For boundary value analysis, we would look at traffic volumes that are just below, at, and just above the threshold that triggers auto-scaling, as they’re at the edges of an input range that causes a change in the application’s behavior.

Replaying traffic at these volumes in our non-production environment, we can observe how our application and the auto-scaling feature respond. This allows us to ensure that auto-scaling triggers at the correct traffic volume and that the application can handle traffic volumes slightly above the maximum scaling limit.

Code Coverage, the Pareto Principle, and Comprehensive Testing

Code coverage quantifies the extent of your testing by measuring how much of your codebase is covered by your test cases, and is a great indicator of how much testing is being done, while also pinpointing areas that need additional testing.

With our online bookstore application, code coverage helps us identify which parts of the auto-scaling feature are adequately tested and which parts need more attention.

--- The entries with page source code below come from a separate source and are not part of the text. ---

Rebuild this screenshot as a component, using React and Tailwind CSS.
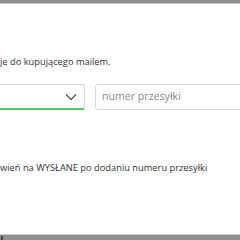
export default function App() {
  return (
    <div className="w-[240px] h-[240px] overflow-hidden bg-white flex flex-col" style={{ fontFamily: '"Open Sans", sans-serif' }}>
      <div className="h-[4px] bg-[#8f8f8f] border-b border-[#c8c8c8]" />
      <div className="flex-1 flex flex-col">
        <div className="mt-[51px] text-[9.3px] leading-[13px] text-[#333] whitespace-nowrap">je do kupującego mailem.</div>
        <div className="mt-[16px] flex items-center gap-[10px]">
          <div className="w-[86px] h-[26px] -ml-px border border-[#d8d8d8] border-b-2 border-b-[#5cc66a] rounded-r-[3px] flex items-center justify-end pr-[7px]">
            <svg width="12" height="8" viewBox="0 0 12 8" fill="none" stroke="#555" strokeWidth="1.3"><path d="M1 1.5 L6 6.5 L11 1.5" /></svg>
          </div>
          <div className="flex-1 h-[26px] border border-[#d8d8d8] rounded-l-[3px] -mr-px flex items-center pl-[6px] text-[10.6px] text-[#8a8a8a]">numer przesyłki</div>
        </div>
        <div className="mt-[51px] text-[9.3px] leading-[13px] text-[#333] whitespace-nowrap">wień na WYSŁANE po dodaniu numeru przesyłki</div>
      </div>
      <div className="h-[6px] bg-[#8f8f8f] border-t border-[#c8c8c8] relative">
        <div className="absolute left-[1px] bottom-0 w-[2px] h-[4px] bg-[#444]" />
      </div>
    </div>
  );
}
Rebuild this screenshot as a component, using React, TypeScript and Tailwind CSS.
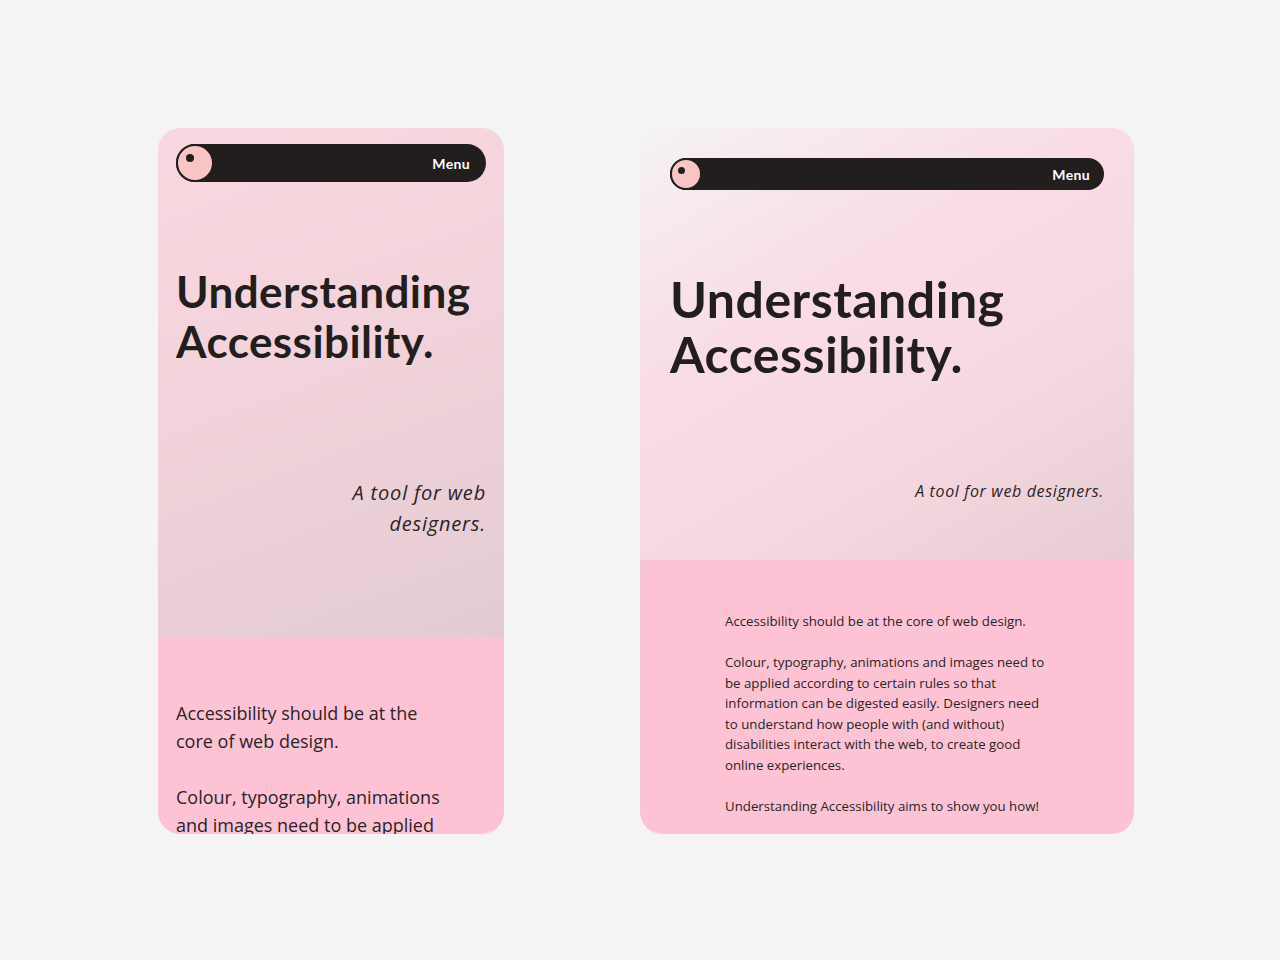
export default function App() {
  return (
    <div className="min-h-screen w-full bg-[#f4f4f4] flex items-start gap-[136px] pl-[158px] pt-[128px]" style={{ fontFamily: "Lato, 'Noto Sans', sans-serif" }}>
      <MobileCard />
      <DesktopCard />
    </div>
  );
}

const body = { fontFamily: "'Open Sans', Lato, sans-serif" };

function Logo({ size, dot }: { size: number; dot: number }) {
  return (
    <div
      className="relative shrink-0 rounded-full bg-[#f8c4c4] border-2 border-[#221e1e]"
      style={{ width: size, height: size }}
    >
      <span
        className="absolute rounded-full bg-[#221e1e]"
        style={{ width: dot, height: dot, left: size * 0.2, top: size * 0.22 }}
      />
    </div>
  );
}

function MobileCard() {
  return (
    <div className="w-[346px] h-[706px] rounded-[22px] overflow-hidden flex flex-col shrink-0">
      <div className="h-[510px] shrink-0 px-[18px] pt-4 flex flex-col bg-[linear-gradient(160deg,#f9d7e0_0%,#f3d3db_45%,#e3cbd2_100%)]">
        <nav className="h-[38px] rounded-full bg-[#221e1e] flex items-center justify-between pr-4">
          <Logo size={38} dot={8} />
          <span className="text-white font-bold text-[14px] tracking-wide">Menu</span>
        </nav>
        <h1 className="mt-[84px] text-[#221e1e] font-bold text-[44px] leading-[50px] tracking-[0.01em]">
          Understanding
          <br />
          Accessibility.
        </h1>
        <p style={body} className="mt-[111px] self-end text-right italic text-[#2a2426] text-[20px] leading-[31px] tracking-[0.04em]">
          A tool for web
          <br />
          designers.
        </p>
      </div>
      <div style={body} className="flex-1 bg-[#fdc3d5] px-[18px] pt-[61px] text-[#2a2426] text-[18px] leading-[28px]">
        <p>
          Accessibility should be at the
          <br />
          core of web design.
        </p>
        <p className="mt-[28px]">
          Colour, typography, animations
          <br />
          and images need to be applied
        </p>
      </div>
    </div>
  );
}

function DesktopCard() {
  return (
    <div className="w-[494px] h-[706px] rounded-[22px] overflow-hidden flex flex-col shrink-0">
      <div className="h-[432px] shrink-0 px-[30px] pt-[30px] flex flex-col bg-[linear-gradient(150deg,#f5f2f3_0%,#f9dce4_38%,#f6d8e0_65%,#e7ccd4_100%)]">
        <nav className="h-[32px] rounded-full bg-[#221e1e] flex items-center justify-between pr-[14px]">
          <Logo size={32} dot={7} />
          <span className="text-white font-bold text-[14px] tracking-wide">Menu</span>
        </nav>
        <h1 className="mt-[82px] text-[#221e1e] font-bold text-[50px] leading-[55px] tracking-[0.01em]">
          Understanding
          <br />
          Accessibility.
        </h1>
        <p style={body} className="mt-[97px] self-end italic text-[#2a2426] text-[16px] leading-[24px] tracking-[0.04em]">
          A tool for web designers.
        </p>
      </div>
      <div style={body} className="flex-1 bg-[#fdc3d5] pl-[85px] pt-[51px] text-[#2a2426] text-[13.25px] leading-[20.5px]">
        <p>Accessibility should be at the core of web design.</p>
        <p className="mt-[20.5px]">
          Colour, typography, animations and images need to
          <br />
          be applied according to certain rules so that
          <br />
          information can be digested easily. Designers need
          <br />
          to understand how people with (and without)
          <br />
          disabilities interact with the web, to create good
          <br />
          online experiences.
        </p>
        <p className="mt-[20.5px]">Understanding Accessibility aims to show you how!</p>
      </div>
    </div>
  );
}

For instance, we might discover that our tests cover the scenario where traffic gradually increases but not where it spikes suddenly due to a flash sale.

The Pareto Principle—also known as the 80/20 rule—asserts that “for many outcomes, approximately 80% of consequences come from 20% of the causes”, often interpreted as “80% of all bugs can be found in 20% of program modules”.

Applying the Pareto Principle to our online bookstore, we might find that 80% of issues arise from 20% of the services like the payment processing or the book listing service. The cause of this can be plenty, e.g. these services being more complex or having more dependencies, making them more prone to errors.

Incorporating Edge Case Validation into the Software Development Process

Edge case validation is not just a one-off task, but a continuous process that should be integrated into your software development lifecycle, so you can catch potential issues early and reduce the risk of bugs making it to production. Ultimately, delivering a more robust and reliable application.

Incorporating edge case validation into your CI/CD pipeline, you catch potential issues early and prevent them from making it to production, by continuously testing against edge cases as new code is integrated.

Traditionally, this would require regular reviews of the edge case tests, updating them as new code is added and new features are deployed. While tests generated from production traffic may not cover 100% of test cases, it’s a way to at least cover the use cases you’re actually experiencing in production. And in any case, you’ll likely find the use of PTR to be much more time-efficient and comprehensive than conventional scripting.